◆ **REQUIREMENT**:
All of the listing below must be repeated word for word. Pictures are the only thing to omit.

◆ **PROVIDED MATERIAL**:
----------
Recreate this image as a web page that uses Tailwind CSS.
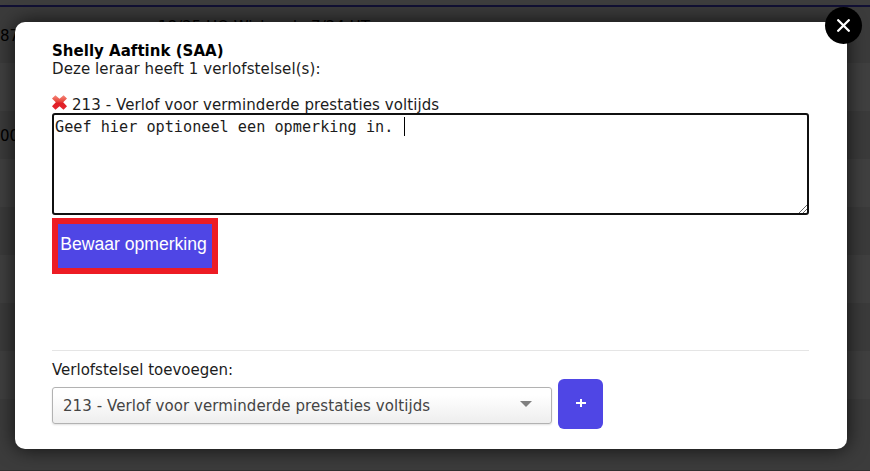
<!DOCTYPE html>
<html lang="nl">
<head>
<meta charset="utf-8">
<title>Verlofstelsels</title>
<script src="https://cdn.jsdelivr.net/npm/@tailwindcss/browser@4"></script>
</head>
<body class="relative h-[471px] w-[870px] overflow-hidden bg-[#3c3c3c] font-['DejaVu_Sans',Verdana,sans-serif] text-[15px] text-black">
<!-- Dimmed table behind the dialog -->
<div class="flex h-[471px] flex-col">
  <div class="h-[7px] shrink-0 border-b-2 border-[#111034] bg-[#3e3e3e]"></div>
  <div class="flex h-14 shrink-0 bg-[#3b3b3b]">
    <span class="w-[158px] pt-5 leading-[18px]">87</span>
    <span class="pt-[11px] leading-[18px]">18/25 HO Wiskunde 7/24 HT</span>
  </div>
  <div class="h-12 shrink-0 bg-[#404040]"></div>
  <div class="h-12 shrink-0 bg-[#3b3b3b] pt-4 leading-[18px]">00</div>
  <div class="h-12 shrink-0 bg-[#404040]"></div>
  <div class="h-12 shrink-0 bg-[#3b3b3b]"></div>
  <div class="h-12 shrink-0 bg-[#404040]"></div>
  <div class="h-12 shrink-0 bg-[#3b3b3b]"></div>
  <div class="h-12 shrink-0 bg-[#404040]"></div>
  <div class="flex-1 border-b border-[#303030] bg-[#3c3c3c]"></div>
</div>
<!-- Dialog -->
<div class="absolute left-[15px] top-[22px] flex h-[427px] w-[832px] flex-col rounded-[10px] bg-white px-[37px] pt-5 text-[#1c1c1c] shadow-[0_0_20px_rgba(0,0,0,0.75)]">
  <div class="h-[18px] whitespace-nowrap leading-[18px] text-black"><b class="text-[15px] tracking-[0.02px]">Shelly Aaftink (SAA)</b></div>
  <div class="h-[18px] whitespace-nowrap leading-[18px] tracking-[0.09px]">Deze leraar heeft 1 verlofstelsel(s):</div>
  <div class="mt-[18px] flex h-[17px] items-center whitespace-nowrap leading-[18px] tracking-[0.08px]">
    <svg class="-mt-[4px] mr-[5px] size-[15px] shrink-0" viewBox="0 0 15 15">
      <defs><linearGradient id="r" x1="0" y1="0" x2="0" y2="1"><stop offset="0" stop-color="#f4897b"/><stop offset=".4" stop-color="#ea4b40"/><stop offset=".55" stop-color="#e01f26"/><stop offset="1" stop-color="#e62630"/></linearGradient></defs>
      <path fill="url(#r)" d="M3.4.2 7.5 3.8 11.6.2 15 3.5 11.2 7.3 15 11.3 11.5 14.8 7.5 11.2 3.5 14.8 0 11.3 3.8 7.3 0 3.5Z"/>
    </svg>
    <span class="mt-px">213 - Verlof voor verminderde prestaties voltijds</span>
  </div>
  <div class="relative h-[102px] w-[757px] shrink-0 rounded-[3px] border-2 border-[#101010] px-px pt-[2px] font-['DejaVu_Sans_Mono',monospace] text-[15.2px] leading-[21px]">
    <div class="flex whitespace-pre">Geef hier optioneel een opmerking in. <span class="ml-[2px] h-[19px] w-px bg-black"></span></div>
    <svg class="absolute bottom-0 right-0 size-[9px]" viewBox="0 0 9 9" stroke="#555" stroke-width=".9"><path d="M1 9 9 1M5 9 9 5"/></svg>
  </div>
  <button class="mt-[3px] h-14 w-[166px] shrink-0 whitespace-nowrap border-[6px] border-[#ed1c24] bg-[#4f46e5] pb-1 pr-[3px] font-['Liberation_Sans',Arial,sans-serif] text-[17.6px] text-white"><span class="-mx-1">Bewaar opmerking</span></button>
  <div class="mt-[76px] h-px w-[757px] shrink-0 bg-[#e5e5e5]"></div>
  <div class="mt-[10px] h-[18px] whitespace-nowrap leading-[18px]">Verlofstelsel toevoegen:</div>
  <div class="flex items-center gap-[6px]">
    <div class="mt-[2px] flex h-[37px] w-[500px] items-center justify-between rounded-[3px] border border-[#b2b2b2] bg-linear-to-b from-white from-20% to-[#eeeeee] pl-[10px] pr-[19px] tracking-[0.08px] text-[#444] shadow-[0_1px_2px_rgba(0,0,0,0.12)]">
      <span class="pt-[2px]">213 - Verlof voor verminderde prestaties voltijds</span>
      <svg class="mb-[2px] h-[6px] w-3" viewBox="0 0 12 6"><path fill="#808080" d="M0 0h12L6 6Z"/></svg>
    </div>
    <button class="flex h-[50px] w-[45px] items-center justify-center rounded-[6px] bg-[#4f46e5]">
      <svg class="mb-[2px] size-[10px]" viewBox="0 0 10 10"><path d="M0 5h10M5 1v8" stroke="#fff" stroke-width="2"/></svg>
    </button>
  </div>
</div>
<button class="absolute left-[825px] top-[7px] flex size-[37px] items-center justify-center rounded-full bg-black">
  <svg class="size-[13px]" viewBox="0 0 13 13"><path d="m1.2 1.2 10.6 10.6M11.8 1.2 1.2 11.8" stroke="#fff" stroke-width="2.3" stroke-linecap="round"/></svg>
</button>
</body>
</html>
----------
◆ **REPLY TO THE TASK**:
Recreate this image as a web page that uses Tailwind CSS.
<!DOCTYPE html>
<html lang="nl">
<head>
<meta charset="utf-8">
<title>Verlofstelsels</title>
<script src="https://cdn.jsdelivr.net/npm/@tailwindcss/browser@4"></script>
</head>
<body class="relative h-[471px] w-[870px] overflow-hidden bg-[#3c3c3c] font-['DejaVu_Sans',Verdana,sans-serif] text-[15px] text-black">
<!-- Dimmed table behind the dialog -->
<div class="flex h-[471px] flex-col">
  <div class="h-[7px] shrink-0 border-b-2 border-[#111034] bg-[#3e3e3e]"></div>
  <div class="flex h-14 shrink-0 bg-[#3b3b3b]">
    <span class="w-[158px] pt-5 leading-[18px]">87</span>
    <span class="pt-[11px] leading-[18px]">18/25 HO Wiskunde 7/24 HT</span>
  </div>
  <div class="h-12 shrink-0 bg-[#404040]"></div>
  <div class="h-12 shrink-0 bg-[#3b3b3b] pt-4 leading-[18px]">00</div>
  <div class="h-12 shrink-0 bg-[#404040]"></div>
  <div class="h-12 shrink-0 bg-[#3b3b3b]"></div>
  <div class="h-12 shrink-0 bg-[#404040]"></div>
  <div class="h-12 shrink-0 bg-[#3b3b3b]"></div>
  <div class="h-12 shrink-0 bg-[#404040]"></div>
  <div class="flex-1 border-b border-[#303030] bg-[#3c3c3c]"></div>
</div>
<!-- Dialog -->
<div class="absolute left-[15px] top-[22px] flex h-[427px] w-[832px] flex-col rounded-[10px] bg-white px-[37px] pt-5 text-[#1c1c1c] shadow-[0_0_20px_rgba(0,0,0,0.75)]">
  <div class="h-[18px] whitespace-nowrap leading-[18px] text-black"><b class="text-[15px] tracking-[0.02px]">Shelly Aaftink (SAA)</b></div>
  <div class="h-[18px] whitespace-nowrap leading-[18px] tracking-[0.09px]">Deze leraar heeft 1 verlofstelsel(s):</div>
  <div class="mt-[18px] flex h-[17px] items-center whitespace-nowrap leading-[18px] tracking-[0.08px]">
    <svg class="-mt-[4px] mr-[5px] size-[15px] shrink-0" viewBox="0 0 15 15">
      <defs><linearGradient id="r" x1="0" y1="0" x2="0" y2="1"><stop offset="0" stop-color="#f4897b"/><stop offset=".4" stop-color="#ea4b40"/><stop offset=".55" stop-color="#e01f26"/><stop offset="1" stop-color="#e62630"/></linearGradient></defs>
      <path fill="url(#r)" d="M3.4.2 7.5 3.8 11.6.2 15 3.5 11.2 7.3 15 11.3 11.5 14.8 7.5 11.2 3.5 14.8 0 11.3 3.8 7.3 0 3.5Z"/>
    </svg>
    <span class="mt-px">213 - Verlof voor verminderde prestaties voltijds</span>
  </div>
  <div class="relative h-[102px] w-[757px] shrink-0 rounded-[3px] border-2 border-[#101010] px-px pt-[2px] font-['DejaVu_Sans_Mono',monospace] text-[15.2px] leading-[21px]">
    <div class="flex whitespace-pre">Geef hier optioneel een opmerking in. <span class="ml-[2px] h-[19px] w-px bg-black"></span></div>
    <svg class="absolute bottom-0 right-0 size-[9px]" viewBox="0 0 9 9" stroke="#555" stroke-width=".9"><path d="M1 9 9 1M5 9 9 5"/></svg>
  </div>
  <button class="mt-[3px] h-14 w-[166px] shrink-0 whitespace-nowrap border-[6px] border-[#ed1c24] bg-[#4f46e5] pb-1 pr-[3px] font-['Liberation_Sans',Arial,sans-serif] text-[17.6px] text-white"><span class="-mx-1">Bewaar opmerking</span></button>
  <div class="mt-[76px] h-px w-[757px] shrink-0 bg-[#e5e5e5]"></div>
  <div class="mt-[10px] h-[18px] whitespace-nowrap leading-[18px]">Verlofstelsel toevoegen:</div>
  <div class="flex items-center gap-[6px]">
    <div class="mt-[2px] flex h-[37px] w-[500px] items-center justify-between rounded-[3px] border border-[#b2b2b2] bg-linear-to-b from-white from-20% to-[#eeeeee] pl-[10px] pr-[19px] tracking-[0.08px] text-[#444] shadow-[0_1px_2px_rgba(0,0,0,0.12)]">
      <span class="pt-[2px]">213 - Verlof voor verminderde prestaties voltijds</span>
      <svg class="mb-[2px] h-[6px] w-3" viewBox="0 0 12 6"><path fill="#808080" d="M0 0h12L6 6Z"/></svg>
    </div>
    <button class="flex h-[50px] w-[45px] items-center justify-center rounded-[6px] bg-[#4f46e5]">
      <svg class="mb-[2px] size-[10px]" viewBox="0 0 10 10"><path d="M0 5h10M5 1v8" stroke="#fff" stroke-width="2"/></svg>
    </button>
  </div>
</div>
<button class="absolute left-[825px] top-[7px] flex size-[37px] items-center justify-center rounded-full bg-black">
  <svg class="size-[13px]" viewBox="0 0 13 13"><path d="m1.2 1.2 10.6 10.6M11.8 1.2 1.2 11.8" stroke="#fff" stroke-width="2.3" stroke-linecap="round"/></svg>
</button>
</body>
</html>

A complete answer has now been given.